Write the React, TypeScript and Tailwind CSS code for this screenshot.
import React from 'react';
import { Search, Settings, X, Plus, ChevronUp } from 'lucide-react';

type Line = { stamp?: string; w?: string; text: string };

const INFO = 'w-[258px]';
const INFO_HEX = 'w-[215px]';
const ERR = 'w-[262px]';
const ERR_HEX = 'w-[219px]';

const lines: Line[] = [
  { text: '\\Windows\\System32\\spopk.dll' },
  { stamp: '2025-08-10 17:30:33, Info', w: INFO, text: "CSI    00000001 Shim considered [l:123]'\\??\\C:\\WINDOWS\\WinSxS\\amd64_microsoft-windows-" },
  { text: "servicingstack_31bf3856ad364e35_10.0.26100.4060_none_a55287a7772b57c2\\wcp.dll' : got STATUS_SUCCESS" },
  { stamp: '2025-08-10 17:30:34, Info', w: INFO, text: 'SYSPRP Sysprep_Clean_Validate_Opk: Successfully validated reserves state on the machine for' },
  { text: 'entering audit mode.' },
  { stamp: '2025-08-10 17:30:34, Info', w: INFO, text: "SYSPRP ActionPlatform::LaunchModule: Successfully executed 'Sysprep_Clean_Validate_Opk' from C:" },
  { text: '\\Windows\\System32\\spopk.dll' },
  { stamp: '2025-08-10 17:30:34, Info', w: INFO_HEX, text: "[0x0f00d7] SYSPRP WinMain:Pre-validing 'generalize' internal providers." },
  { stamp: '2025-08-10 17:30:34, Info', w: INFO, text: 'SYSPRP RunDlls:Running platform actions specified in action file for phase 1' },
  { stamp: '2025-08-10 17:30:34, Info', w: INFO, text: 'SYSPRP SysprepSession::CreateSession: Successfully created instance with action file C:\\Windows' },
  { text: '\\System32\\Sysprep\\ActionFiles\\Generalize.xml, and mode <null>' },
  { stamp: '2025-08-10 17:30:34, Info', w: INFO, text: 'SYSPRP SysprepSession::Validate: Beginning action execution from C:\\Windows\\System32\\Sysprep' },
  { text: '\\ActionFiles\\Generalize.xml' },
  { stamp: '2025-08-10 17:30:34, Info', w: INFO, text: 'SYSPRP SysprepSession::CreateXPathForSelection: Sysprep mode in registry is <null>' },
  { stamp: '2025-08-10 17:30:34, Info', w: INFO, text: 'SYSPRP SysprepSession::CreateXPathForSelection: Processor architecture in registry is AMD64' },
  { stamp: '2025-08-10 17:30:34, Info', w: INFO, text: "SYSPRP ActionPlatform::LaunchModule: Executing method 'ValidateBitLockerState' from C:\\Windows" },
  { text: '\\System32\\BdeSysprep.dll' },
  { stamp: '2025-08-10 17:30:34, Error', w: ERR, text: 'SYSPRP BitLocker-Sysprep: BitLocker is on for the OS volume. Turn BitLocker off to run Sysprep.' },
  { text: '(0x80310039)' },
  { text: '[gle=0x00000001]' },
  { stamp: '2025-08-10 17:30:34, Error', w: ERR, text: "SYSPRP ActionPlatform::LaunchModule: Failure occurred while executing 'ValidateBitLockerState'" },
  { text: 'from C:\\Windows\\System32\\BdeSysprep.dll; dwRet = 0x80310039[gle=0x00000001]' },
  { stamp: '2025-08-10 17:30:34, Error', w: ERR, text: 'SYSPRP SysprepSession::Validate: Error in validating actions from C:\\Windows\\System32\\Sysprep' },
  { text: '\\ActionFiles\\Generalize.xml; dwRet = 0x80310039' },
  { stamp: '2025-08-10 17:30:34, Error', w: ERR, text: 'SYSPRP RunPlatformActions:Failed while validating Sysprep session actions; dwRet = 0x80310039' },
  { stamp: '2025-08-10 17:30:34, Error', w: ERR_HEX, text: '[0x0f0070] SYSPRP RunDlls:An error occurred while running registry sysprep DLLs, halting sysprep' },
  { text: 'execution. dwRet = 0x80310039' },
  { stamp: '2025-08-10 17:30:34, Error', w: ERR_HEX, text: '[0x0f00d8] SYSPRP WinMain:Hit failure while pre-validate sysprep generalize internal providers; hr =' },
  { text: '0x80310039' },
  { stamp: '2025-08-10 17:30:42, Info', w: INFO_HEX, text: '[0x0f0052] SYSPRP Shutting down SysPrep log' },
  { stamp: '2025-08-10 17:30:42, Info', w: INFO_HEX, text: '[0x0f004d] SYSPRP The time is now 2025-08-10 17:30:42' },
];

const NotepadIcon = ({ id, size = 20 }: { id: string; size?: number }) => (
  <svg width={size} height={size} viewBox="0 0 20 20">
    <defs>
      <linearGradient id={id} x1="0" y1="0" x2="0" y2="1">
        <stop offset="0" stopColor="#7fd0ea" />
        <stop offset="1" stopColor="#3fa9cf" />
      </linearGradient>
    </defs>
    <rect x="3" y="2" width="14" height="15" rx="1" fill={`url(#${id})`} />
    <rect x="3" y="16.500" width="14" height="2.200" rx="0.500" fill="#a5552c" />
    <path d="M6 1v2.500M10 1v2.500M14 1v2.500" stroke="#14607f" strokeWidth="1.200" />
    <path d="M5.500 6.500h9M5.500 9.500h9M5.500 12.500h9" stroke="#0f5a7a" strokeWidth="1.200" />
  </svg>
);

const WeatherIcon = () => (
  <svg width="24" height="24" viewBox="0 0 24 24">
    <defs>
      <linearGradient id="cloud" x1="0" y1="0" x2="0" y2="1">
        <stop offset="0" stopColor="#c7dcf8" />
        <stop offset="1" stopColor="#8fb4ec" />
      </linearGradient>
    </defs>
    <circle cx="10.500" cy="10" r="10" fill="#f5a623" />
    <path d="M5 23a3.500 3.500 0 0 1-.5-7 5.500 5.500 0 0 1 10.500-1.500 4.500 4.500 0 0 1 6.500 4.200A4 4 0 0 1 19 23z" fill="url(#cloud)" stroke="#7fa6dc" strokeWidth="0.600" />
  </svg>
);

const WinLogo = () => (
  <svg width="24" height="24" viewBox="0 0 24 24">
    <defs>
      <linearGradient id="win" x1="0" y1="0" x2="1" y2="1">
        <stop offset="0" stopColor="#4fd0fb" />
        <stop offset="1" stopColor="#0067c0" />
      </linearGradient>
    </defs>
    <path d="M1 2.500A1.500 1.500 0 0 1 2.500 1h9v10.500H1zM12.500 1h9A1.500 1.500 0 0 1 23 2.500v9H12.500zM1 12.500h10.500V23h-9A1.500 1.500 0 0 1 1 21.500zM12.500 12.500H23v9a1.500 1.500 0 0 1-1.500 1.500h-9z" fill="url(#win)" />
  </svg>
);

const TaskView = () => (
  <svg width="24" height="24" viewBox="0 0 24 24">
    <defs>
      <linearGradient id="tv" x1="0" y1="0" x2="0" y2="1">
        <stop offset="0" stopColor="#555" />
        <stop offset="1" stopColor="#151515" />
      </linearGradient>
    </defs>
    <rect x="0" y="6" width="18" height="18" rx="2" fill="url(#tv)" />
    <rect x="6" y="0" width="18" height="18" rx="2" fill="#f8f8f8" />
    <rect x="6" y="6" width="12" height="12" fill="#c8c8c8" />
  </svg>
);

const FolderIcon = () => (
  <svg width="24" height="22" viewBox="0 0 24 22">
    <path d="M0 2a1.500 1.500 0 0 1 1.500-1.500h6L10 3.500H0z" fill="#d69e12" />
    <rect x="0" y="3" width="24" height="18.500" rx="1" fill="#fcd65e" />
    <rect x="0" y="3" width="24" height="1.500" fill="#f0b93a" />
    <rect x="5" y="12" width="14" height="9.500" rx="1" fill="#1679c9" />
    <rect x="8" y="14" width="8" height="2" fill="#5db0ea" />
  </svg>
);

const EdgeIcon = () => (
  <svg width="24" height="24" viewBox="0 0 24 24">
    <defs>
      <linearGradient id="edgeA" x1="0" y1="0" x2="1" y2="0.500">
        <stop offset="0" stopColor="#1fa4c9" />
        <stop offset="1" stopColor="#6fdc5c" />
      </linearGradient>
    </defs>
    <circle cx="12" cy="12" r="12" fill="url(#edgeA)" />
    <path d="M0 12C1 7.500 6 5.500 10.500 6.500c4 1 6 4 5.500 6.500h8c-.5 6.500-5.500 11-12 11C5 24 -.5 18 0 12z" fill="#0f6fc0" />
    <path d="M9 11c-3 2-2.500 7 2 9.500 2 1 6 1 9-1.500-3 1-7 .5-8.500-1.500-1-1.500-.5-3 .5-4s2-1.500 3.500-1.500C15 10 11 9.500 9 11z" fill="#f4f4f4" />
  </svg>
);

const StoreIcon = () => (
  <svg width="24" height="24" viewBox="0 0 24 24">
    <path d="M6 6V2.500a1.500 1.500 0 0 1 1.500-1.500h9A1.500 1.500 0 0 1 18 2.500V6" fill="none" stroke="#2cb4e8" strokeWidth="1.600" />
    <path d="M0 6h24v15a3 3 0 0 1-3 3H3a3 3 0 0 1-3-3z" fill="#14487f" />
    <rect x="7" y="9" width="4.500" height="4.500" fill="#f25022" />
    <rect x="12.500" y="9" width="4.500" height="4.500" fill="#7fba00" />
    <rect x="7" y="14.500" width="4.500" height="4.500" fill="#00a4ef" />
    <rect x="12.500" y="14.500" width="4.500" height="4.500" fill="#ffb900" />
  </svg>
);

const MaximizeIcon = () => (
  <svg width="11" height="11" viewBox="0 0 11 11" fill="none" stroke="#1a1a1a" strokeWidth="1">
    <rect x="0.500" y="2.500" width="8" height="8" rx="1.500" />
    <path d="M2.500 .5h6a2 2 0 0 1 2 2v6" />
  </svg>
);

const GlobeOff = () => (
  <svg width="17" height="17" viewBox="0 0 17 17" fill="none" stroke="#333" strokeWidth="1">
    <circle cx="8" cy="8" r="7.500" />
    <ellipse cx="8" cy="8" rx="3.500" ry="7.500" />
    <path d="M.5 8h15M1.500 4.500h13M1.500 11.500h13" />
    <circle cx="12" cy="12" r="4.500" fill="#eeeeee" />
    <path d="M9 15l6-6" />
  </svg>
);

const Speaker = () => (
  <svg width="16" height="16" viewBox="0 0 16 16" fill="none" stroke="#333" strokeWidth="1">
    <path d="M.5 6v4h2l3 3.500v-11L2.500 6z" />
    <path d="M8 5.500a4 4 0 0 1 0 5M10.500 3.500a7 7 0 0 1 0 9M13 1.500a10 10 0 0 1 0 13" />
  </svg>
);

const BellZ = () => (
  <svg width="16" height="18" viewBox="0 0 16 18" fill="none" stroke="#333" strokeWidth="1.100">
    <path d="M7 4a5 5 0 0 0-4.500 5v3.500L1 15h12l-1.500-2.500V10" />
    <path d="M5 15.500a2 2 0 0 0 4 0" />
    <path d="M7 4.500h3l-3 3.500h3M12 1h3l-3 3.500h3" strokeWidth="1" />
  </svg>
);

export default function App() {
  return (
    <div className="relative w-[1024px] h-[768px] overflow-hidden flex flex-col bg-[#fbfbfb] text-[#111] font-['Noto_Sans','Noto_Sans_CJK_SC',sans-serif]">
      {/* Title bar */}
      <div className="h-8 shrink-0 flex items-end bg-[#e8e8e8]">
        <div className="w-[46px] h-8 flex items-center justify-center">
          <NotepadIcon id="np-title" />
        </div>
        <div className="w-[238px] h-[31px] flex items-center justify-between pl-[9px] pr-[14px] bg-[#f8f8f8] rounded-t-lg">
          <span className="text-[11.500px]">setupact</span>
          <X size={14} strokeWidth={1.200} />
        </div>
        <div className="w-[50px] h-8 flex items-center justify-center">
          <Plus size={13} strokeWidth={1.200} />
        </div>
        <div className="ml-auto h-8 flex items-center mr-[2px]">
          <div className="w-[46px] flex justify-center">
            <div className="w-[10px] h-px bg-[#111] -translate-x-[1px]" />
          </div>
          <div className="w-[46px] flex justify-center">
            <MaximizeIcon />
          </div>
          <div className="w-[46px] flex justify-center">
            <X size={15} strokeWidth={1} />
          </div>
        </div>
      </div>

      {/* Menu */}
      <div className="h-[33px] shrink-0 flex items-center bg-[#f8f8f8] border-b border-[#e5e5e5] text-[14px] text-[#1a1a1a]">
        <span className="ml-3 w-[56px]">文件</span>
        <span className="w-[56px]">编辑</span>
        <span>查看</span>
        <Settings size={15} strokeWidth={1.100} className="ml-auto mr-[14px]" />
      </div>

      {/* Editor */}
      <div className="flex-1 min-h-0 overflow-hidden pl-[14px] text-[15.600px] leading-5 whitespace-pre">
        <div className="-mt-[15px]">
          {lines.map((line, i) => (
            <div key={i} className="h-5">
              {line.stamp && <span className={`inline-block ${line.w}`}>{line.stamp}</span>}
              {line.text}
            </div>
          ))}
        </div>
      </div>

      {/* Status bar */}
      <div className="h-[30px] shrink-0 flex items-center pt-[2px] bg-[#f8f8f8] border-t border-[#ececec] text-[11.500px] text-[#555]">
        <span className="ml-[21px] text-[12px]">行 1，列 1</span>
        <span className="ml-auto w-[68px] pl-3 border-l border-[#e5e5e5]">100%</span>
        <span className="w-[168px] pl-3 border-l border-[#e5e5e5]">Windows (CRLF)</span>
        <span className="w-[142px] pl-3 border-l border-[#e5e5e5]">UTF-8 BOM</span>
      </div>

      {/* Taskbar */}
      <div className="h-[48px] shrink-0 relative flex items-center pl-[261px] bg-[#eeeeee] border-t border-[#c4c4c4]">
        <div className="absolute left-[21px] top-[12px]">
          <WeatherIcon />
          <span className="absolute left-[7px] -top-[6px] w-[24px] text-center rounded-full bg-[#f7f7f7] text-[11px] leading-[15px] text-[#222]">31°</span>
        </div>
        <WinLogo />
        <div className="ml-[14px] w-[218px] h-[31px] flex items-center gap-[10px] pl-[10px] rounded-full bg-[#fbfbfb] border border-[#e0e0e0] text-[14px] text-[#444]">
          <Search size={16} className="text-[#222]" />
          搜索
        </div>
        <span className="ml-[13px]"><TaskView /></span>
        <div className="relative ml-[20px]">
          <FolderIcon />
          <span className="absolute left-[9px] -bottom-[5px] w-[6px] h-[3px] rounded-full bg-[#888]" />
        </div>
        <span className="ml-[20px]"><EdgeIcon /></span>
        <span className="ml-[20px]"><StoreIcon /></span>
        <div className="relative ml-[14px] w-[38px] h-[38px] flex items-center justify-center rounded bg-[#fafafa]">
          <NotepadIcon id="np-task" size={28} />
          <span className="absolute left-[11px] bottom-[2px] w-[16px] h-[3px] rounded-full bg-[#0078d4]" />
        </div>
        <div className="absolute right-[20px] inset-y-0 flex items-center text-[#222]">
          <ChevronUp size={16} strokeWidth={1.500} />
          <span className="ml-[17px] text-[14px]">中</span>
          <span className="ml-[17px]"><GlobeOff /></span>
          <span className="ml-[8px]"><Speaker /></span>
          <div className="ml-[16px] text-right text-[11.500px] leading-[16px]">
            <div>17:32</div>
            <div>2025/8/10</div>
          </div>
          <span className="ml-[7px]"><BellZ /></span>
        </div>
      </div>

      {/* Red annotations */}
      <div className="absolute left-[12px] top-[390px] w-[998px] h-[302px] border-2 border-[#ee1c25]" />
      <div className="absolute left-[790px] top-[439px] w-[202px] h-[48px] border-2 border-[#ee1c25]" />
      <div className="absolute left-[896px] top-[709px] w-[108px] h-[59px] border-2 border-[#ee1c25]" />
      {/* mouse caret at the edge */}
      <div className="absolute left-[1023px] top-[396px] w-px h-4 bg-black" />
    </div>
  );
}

> [Problem requirements]: Return nothing but the lines from the start of the listing above through the line containing "string; w?: string;", exactly as given.

> [Solution to this exercise]:
Write the React, TypeScript and Tailwind CSS code for this screenshot.
import React from 'react';
import { Search, Settings, X, Plus, ChevronUp } from 'lucide-react';

type Line = { stamp?: string; w?: string; text: string };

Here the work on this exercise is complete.